The statement is also critical of alcohol ads that feature cartoonish animal characters, fast-food ads on educational television networks that are shown in schools, magazine ads with stick-thin models, and toy and other product tie-ins between popular movie characters and fast-food restaurants.

These pervasive ads influence children to demand poor food choices and to think drinking is cool, sex is a recreational activity, and anorexia is fashionable, the academy says.

Interactive digital television, expected to arrive in a few years, will spread the problem, allowing children to click on-screen links to Web-based promotions, the new policy says.

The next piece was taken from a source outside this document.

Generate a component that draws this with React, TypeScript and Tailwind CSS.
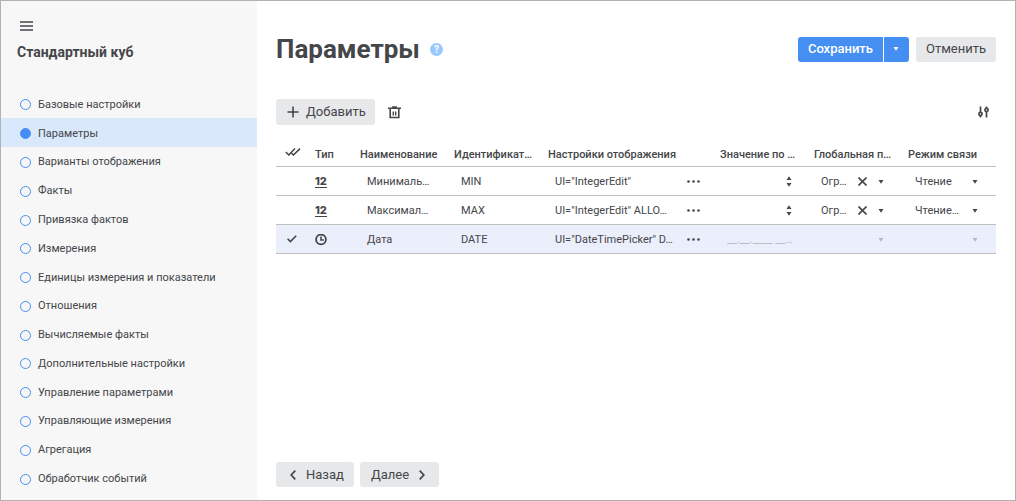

In response, the academy says doctors should ask Congress and federal agencies to ban junk-food ads during shows geared to young children; limit commercial advertising to no more than six minutes per hour, a decrease of 50 percent; restrict alcohol ads to showing only the product, not cartoon characters or attractive young women; and prohibit interactive advertising to children on digital television.

The academy also says that television ads for erectile dysfunction drugs should be shown only after 10 p.m.

Jeff Becker of the Beer Institute, an industry group for breweries, said that parents have more influence than advertising on teenagers' decisions to drink. He also said that brewers work to ensure that beer ads appear in adult-oriented media.